_LISTED RECORDS_

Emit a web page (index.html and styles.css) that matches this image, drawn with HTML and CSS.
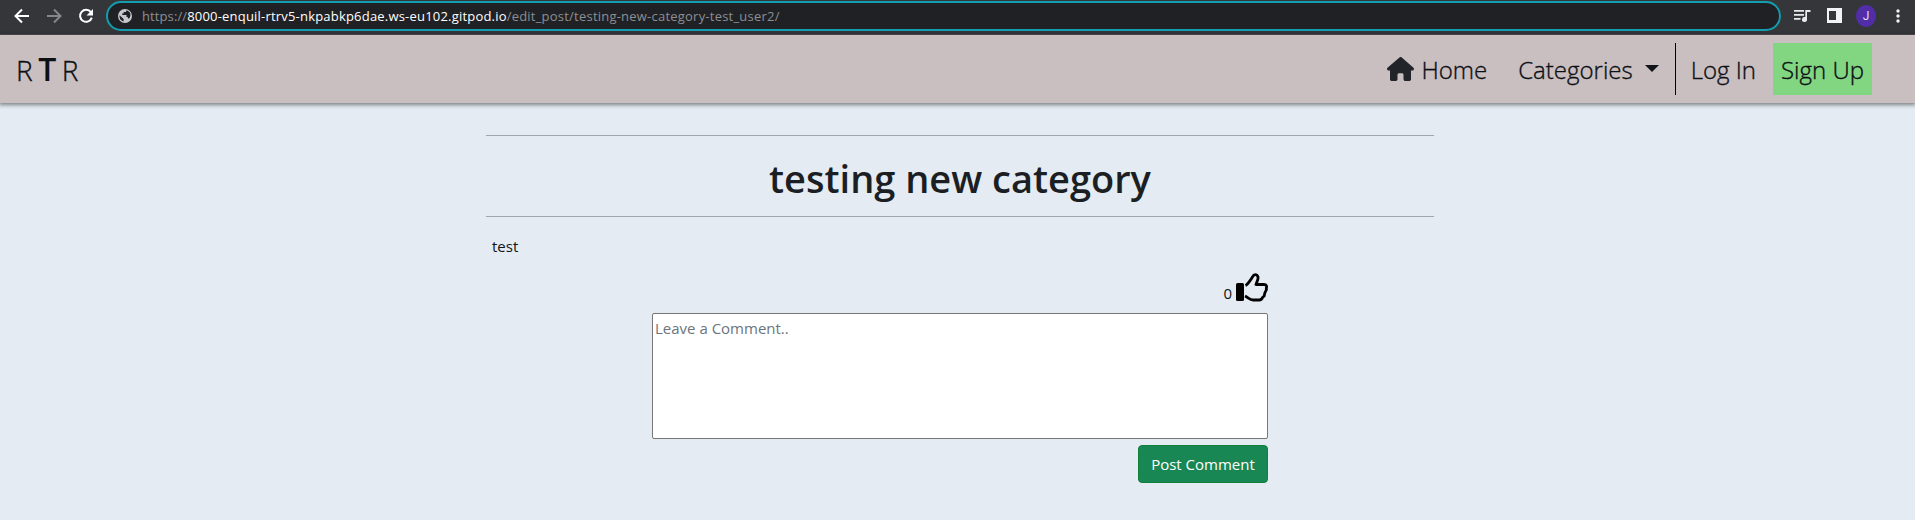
FILE: index.html
```html
<!DOCTYPE html>
<html lang="en">
<head>
<meta charset="utf-8">
<title>testing new category</title>
<link rel="stylesheet" href="styles.css">
</head>
<body>
<div class="browser">
  <svg class="ico back" width="16" height="16" viewBox="0 0 16 16" fill="none" stroke="#fff" stroke-width="2"><path d="M15 8H2M8 1.500 1.500 8 8 14.500"/></svg>
  <svg class="ico fwd" width="16" height="16" viewBox="0 0 16 16" fill="none" stroke="#85868a" stroke-width="2"><path d="M1 8h13M8 1.500 14.500 8 8 14.500"/></svg>
  <svg class="ico reload" width="16" height="16" viewBox="0 0 16 16"><path d="M12.900 4.200A6 6 0 1 0 13.800 9.600" fill="none" stroke="#fff" stroke-width="2"/><path d="M15 1v6.500H8.500z" fill="#fff"/></svg>
  <div class="omnibox">
    <svg class="globe" width="14" height="14" viewBox="0 0 14 14"><circle cx="7" cy="7" r="7" fill="#c6c8ca"/><path d="M1.500 6.200 5.600 10v2.400A5.700 5.700 0 0 1 1.500 6.200zM8.300 1.500c0 1-.4 1.600-1.300 1.600H5.600v1.500H4.200V6h4.300v2h1.400v1.500h1.200c1.600-1.500 1.900-4.500.4-6.400C10.600 2 9.400 1.500 8.300 1.500z" fill="#202124"/></svg>
    <div class="url"><span class="scheme">https://</span><span class="host">8000-enquil-rtrv5-nkpabkp6dae.ws-eu102.gitpod.io</span><span class="path">/edit_post/testing-new-category-test_user2/</span></div>
  </div>
  <svg class="ico media" width="17" height="14" viewBox="0 0 17 14" fill="#e8eaed"><path d="M0 1h10v1.700H0zM0 5h10v1.700H0zM0 9h6.500v1.700H0zM11.300 1H16.500v2H13v7.300a2.500 2.500 0 1 1-1.700-2.200z"/></svg>
  <svg class="ico panel" width="15" height="15" viewBox="0 0 15 15"><path d="M0 0h15v15H0zM2 3v9h7V3z" fill="#f1f3f4" fill-rule="evenodd"/></svg>
  <span class="avatar">J</span>
  <svg class="ico dots" width="4" height="14" viewBox="0 0 4 14" fill="#f1f3f4"><circle cx="2" cy="2" r="1.700"/><circle cx="2" cy="7" r="1.700"/><circle cx="2" cy="12" r="1.700"/></svg>
</div>
<nav class="navbar">
  <a class="brand"><span>R</span><b>T</b><span>R</span></a>
  <div class="links">
    <a class="home"><svg width="27" height="24" viewBox="0 0 576 512" fill="#212529"><path d="M575.800 255.500c0 18-15 32.100-32 32.100h-32l.7 160.200c0 2.700-.2 5.400-.5 8.100V472c0 22.100-17.900 40-40 40H392c-22.100 0-40-17.900-40-40V376c0-17.700-14.300-32-32-32h-64c-17.700 0-32 14.300-32 32v96c0 22.100-17.900 40-40 40H104c-22.100 0-40-17.900-40-40V287.600H32c-18 0-32-14-32-32.100 0-9 3-17 10-24L266.400 8c7-7 15-8 22-8s15 2 21 7l255.400 224.500c8 7 12 15 11 24z"/></svg><span>Home</span></a>
    <a class="cats"><span>Categories</span><i class="caret"></i></a>
    <a class="login">Log In</a>
    <a class="signup">Sign Up</a>
  </div>
</nav>
<main class="post">
  <h1 class="title">testing new category</h1>
  <p class="body">test</p>
  <section class="comments">
    <div class="likes"><span>0</span><svg width="33" height="29" viewBox="0 0 33 29"><rect x="1" y="10" width="8" height="18" rx="1.500"/><path d="M10.500 12.500C13 11.500 14.500 8.500 16.500 5.500 18 3 18.500 1.500 20.500 1.700c2.500.3 3 2.800 2.200 5L21 11.500h8c2.500 0 3 2 2.300 3.800l.2 1.200-1.700 3.500-.6 3-1.500 1.300c-.7 2-1.500 2.700-3.500 2.700h-6c-3.500 0-5-2.500-8.200-4" fill="none" stroke="#000" stroke-width="2.800" stroke-linejoin="round"/></svg></div>
    <textarea class="field" placeholder="Leave a Comment.."></textarea>
    <button class="submit">Post Comment</button>
  </section>
</main>
</body>
</html>
```
FILE: styles.css
```css
* { box-sizing: border-box; }
body {
  margin: 0;
  height: 520px;
  overflow: hidden;
  background: #e4ebf2;
  color: #212529;
  font: 16px/24px "Open Sans", "Noto Sans", sans-serif;
}
svg { display: block; flex: none; }
.browser {
  display: flex;
  align-items: center;
  height: 35px;
  padding: 0 15px 3px 14px;
  background: #35363a;
  border-bottom: 1px solid #545458;
}
.fwd { margin-left: 16px; }
.reload { margin: 0 12px 0 16px; }
.omnibox {
  display: flex;
  align-items: center;
  flex: none;
  width: 1675px;
  height: 30px;
  padding-left: 10px;
  border: 2px solid #129eaf;
  border-radius: 15px;
  background: #202124;
}
.url {
  display: flex;
  margin-left: 10px;
  font-size: 13px;
  line-height: 20px;
  color: #8b8f94;
  white-space: nowrap;
}
.scheme { letter-spacing: .1px; }
.host { color: #fff; letter-spacing: .2px; }
.path { letter-spacing: .22px; }
.media { margin-left: 13px; }
.panel { margin-left: 16px; }
.avatar {
  width: 22px;
  height: 22px;
  margin-left: 14px;
  border-radius: 50%;
  background: #512da8;
  color: #e6def5;
  font: 12px/22px Roboto, sans-serif;
  text-align: center;
}
.dots { margin-left: 20px; }
.navbar {
  display: flex;
  justify-content: space-between;
  height: 68px;
  padding: 8px 43px 8px 16px;
  background: #cabfc0;
  box-shadow: 0 1px 4px 1px rgba(0, 0, 0, .45);
  font-size: 24px;
  font-weight: 300;
  line-height: 54px;
  color: #0c1014;
  -webkit-text-stroke: .35px #0c1014;
}
.brand {
  display: flex;
  align-items: baseline;
  gap: 5.5px;
  font-size: 28px;
  line-height: 51px;
}
.brand b { font-size: 32px; font-weight: 600; line-height: 51px; -webkit-text-stroke: 0; }
.links { display: flex; height: 52px; }
.home { display: flex; align-items: center; gap: 7px; margin-right: 31px; }
.home span, .cats span { margin-top: 2px; }
.cats { display: flex; align-items: center; padding-right: 16px; border-right: 1px solid #000; }
.caret {
  margin: 0 0 1px 12px;
  border: 7px solid transparent;
  border-top-color: #111418;
  border-bottom: 0;
}
.login { margin: 0 17px 0 15px; }
.signup { width: 99px; text-align: center; background: #82d682; }
.post { width: 948px; margin: 32px 0 0 486px; }
.title {
  height: 82px;
  margin: 0;
  border: solid #a1a5ac;
  border-width: 1px 0;
  font-size: 38px;
  font-weight: 600;
  line-height: 84px;
  text-align: center;
  color: #1b1f23;
}
.body { margin: 17px 0 0 6px; font-size: 15px; line-height: 24px; color: #111418; }
.comments { width: 616px; margin: 14px 0 0 166px; }
.likes { display: flex; justify-content: flex-end; gap: 3px; height: 41px; font-size: 15px; line-height: 42px; color: #111418; }
.likes svg { margin-top: 1px; }
.field {
  display: block;
  width: 616px;
  height: 126px;
  margin: 0;
  padding: 2px;
  border: 1px solid #767676;
  border-radius: 2px;
  resize: none;
  background: #fff;
  font: 15px/24px "Open Sans", sans-serif;
}
.field::placeholder { color: #6c757d; }
.submit {
  display: block;
  width: 130px;
  height: 38px;
  margin: 6px 0 0 auto;
  padding: 0;
  border: 1px solid #0f7f3a;
  border-radius: 4px;
  background: #198754;
  color: #fff;
  font: 15px/24px "Open Sans", sans-serif;
}
```
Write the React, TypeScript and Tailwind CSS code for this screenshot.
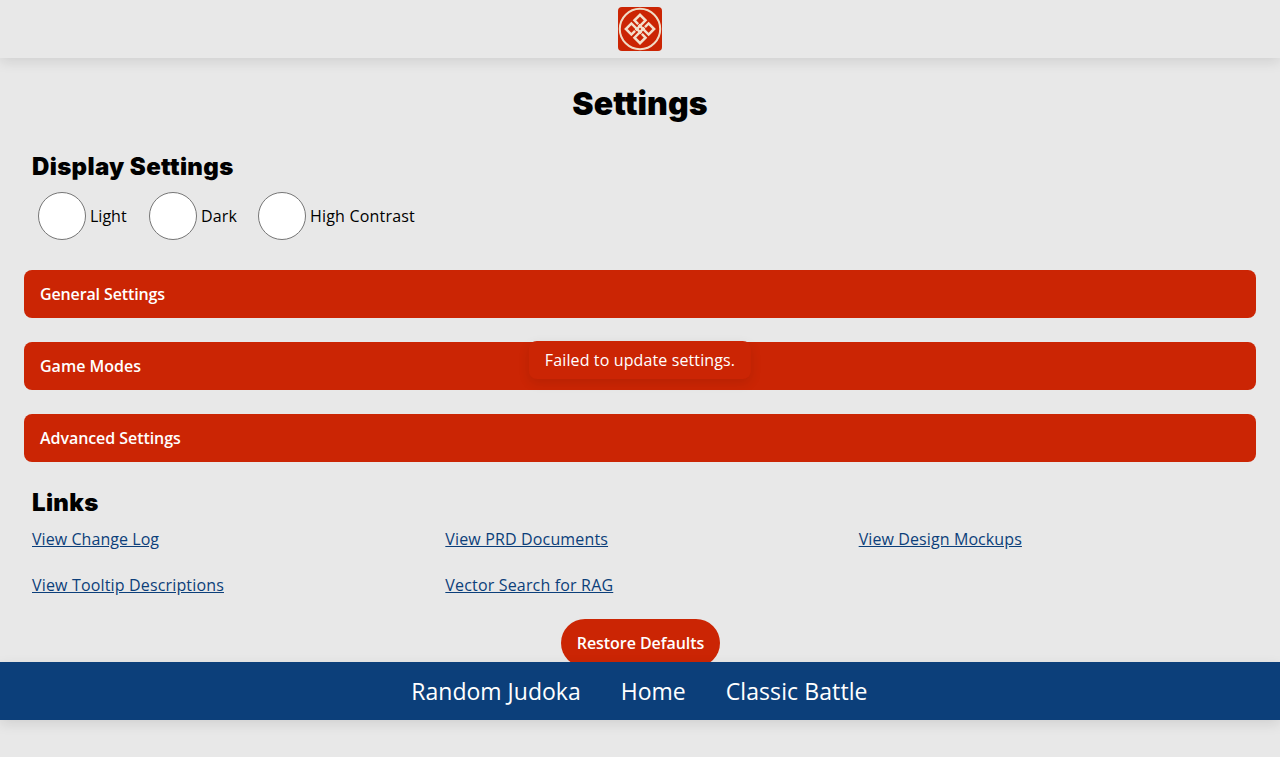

_TASK REQUIREMENTS_
Looking at the data above, show all lines where the word "index" occurs.

_PROBLEM SOLUTION_
Emit a web page (index.html and styles.css) that matches this image, drawn with HTML and CSS.
FILE: index.html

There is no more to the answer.